>> Start Given information
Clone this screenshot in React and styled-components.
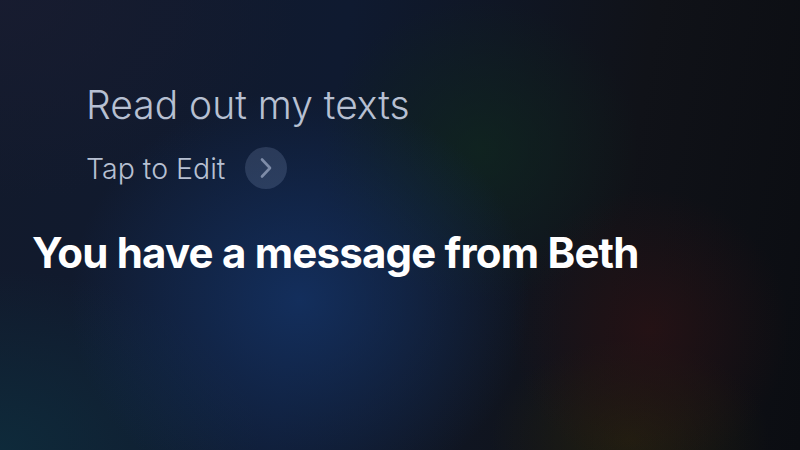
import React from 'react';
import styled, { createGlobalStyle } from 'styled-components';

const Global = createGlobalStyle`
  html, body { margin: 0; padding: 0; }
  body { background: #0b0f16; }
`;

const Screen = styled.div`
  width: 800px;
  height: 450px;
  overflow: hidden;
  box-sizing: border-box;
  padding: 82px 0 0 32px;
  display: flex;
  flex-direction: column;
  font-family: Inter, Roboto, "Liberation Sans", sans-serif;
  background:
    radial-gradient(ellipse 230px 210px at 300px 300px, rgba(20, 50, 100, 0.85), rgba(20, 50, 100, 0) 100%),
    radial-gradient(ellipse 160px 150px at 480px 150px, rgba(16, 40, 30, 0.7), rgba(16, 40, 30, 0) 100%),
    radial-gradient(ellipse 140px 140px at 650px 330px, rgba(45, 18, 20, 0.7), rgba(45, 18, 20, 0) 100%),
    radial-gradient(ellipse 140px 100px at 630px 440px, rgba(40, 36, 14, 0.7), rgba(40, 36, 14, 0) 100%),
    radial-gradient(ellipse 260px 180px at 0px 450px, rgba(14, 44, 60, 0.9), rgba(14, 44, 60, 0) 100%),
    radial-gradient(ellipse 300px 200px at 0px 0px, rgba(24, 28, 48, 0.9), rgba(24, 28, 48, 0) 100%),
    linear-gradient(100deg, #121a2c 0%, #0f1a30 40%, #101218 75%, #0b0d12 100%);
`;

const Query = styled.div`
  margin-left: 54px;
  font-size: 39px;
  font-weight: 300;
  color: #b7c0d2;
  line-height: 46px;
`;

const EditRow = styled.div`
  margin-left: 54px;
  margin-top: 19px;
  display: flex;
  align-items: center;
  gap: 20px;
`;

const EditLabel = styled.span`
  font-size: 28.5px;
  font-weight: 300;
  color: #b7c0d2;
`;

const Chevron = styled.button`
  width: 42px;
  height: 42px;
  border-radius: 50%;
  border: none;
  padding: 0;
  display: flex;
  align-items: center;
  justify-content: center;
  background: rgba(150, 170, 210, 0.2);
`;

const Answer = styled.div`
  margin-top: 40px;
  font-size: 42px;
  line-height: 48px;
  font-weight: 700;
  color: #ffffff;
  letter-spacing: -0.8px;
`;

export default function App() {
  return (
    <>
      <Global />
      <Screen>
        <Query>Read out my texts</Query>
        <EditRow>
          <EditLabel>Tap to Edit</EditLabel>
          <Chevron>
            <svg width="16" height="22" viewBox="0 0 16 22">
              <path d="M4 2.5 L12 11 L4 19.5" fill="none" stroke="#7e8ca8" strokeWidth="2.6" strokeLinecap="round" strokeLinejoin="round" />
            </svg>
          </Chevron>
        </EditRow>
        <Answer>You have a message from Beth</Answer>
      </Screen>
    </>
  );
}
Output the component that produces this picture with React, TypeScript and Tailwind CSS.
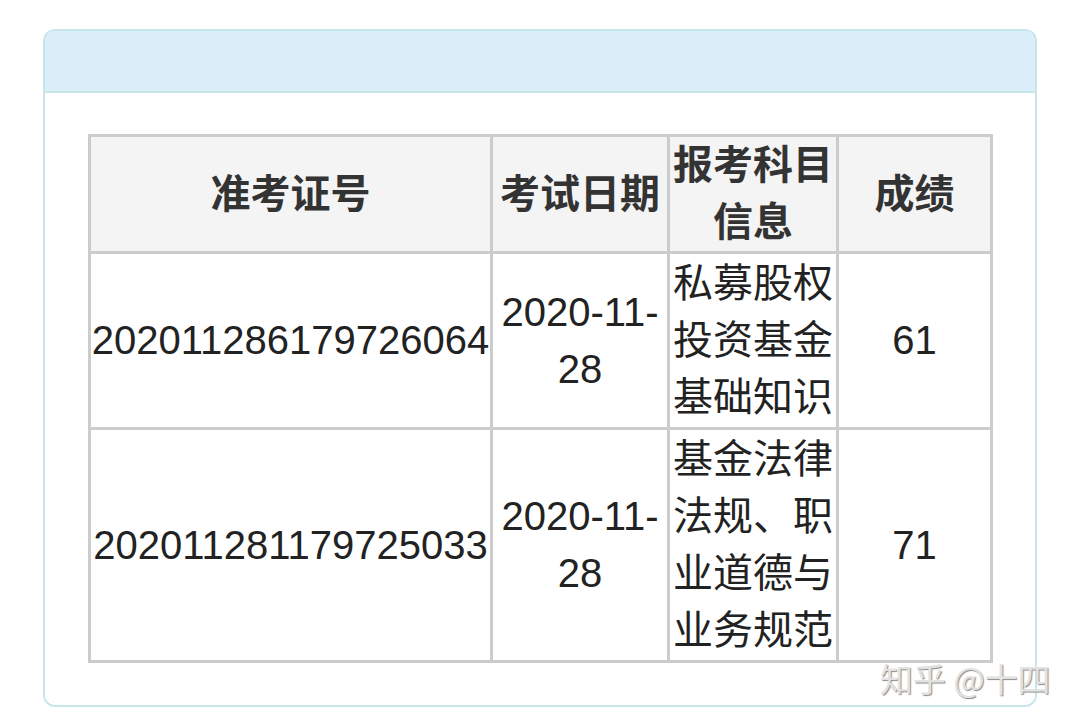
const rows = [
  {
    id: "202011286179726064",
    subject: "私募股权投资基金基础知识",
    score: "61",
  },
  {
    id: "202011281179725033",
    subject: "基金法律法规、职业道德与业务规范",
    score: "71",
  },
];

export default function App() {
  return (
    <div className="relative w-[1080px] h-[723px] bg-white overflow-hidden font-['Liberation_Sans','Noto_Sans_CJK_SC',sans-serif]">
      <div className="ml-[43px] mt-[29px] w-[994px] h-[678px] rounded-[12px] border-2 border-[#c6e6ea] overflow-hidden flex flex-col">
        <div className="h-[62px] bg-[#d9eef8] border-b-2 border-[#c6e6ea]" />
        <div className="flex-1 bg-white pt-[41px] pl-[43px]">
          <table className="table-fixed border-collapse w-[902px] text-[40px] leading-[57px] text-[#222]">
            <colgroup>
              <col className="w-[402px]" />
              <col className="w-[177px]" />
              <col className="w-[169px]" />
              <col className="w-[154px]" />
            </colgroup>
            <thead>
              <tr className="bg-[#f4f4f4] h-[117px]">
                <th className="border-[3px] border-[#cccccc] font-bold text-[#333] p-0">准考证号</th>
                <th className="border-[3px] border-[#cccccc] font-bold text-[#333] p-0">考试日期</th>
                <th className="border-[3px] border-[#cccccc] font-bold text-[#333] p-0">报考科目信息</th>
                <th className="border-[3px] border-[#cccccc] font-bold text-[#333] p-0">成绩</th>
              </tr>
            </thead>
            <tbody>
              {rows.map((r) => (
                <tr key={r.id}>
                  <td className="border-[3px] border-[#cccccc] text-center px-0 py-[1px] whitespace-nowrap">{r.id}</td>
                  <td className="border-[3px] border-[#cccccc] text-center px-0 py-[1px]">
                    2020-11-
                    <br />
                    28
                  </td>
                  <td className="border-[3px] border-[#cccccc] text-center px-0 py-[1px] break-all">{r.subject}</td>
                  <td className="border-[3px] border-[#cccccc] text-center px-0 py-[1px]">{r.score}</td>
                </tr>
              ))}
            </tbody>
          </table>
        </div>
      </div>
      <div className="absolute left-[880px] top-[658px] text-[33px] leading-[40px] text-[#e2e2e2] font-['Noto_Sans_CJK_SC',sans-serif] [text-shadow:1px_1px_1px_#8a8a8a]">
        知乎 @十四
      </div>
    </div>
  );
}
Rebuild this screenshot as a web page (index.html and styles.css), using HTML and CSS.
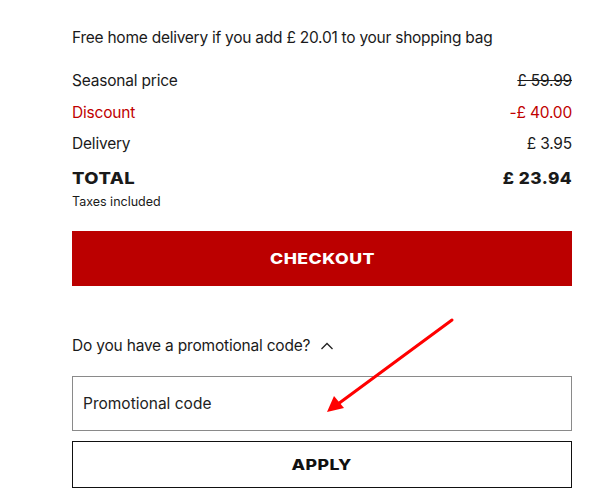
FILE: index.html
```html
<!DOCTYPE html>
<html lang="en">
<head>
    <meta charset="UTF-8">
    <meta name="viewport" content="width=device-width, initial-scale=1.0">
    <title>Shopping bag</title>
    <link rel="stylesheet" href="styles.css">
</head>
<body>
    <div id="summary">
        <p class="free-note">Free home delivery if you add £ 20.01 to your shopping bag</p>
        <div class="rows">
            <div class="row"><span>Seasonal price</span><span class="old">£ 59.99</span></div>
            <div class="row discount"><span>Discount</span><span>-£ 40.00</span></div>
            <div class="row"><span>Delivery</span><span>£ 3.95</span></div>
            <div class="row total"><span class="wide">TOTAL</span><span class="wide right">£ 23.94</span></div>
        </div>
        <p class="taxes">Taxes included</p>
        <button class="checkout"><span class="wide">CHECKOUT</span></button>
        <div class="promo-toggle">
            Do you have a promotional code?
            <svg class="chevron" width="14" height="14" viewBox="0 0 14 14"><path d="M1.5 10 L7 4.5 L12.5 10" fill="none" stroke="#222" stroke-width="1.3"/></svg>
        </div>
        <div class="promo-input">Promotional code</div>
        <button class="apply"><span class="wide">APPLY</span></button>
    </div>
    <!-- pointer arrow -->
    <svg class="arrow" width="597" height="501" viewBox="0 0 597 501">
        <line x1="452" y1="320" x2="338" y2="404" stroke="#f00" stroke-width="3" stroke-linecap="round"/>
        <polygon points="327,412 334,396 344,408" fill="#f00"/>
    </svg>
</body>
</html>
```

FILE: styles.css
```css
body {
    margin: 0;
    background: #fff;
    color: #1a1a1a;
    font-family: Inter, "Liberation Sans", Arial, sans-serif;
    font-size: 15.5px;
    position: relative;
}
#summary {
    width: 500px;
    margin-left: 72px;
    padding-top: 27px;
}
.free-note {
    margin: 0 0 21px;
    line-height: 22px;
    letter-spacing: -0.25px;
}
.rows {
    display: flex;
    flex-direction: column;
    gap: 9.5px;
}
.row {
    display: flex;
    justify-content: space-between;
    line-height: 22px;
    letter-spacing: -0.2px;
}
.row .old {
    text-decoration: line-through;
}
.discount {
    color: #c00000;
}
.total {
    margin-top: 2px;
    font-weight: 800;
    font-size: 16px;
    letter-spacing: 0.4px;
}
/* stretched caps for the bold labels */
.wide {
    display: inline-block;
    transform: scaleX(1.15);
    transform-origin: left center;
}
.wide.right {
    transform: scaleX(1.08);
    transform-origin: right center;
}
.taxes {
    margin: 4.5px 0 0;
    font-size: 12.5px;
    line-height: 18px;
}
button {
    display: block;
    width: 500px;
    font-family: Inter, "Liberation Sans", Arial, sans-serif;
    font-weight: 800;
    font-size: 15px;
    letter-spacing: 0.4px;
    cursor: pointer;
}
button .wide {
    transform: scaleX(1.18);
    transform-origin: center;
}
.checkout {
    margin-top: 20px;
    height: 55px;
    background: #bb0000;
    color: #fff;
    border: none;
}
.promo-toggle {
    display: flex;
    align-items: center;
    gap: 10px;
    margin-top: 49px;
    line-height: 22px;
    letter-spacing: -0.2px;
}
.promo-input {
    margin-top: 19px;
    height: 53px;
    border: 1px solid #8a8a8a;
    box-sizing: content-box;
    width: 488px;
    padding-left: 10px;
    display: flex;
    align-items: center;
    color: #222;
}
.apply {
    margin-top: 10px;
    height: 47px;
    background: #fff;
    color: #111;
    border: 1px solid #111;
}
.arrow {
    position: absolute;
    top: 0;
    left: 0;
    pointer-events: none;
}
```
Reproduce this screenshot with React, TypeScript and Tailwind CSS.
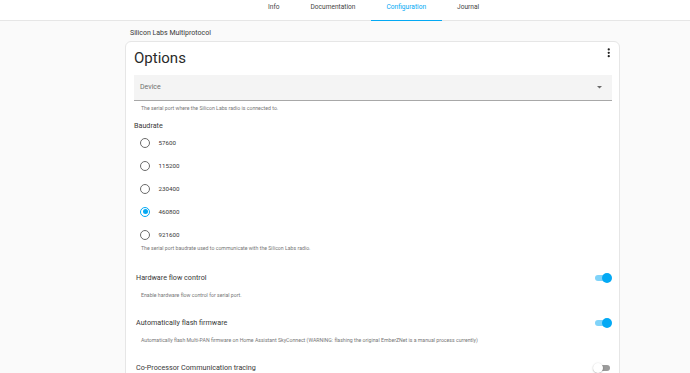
>> End Given information
From the entries above, copy every line that holds the word "components".

Clone this screenshot in React and styled-components.
import styled, { createGlobalStyle } from 'styled-components';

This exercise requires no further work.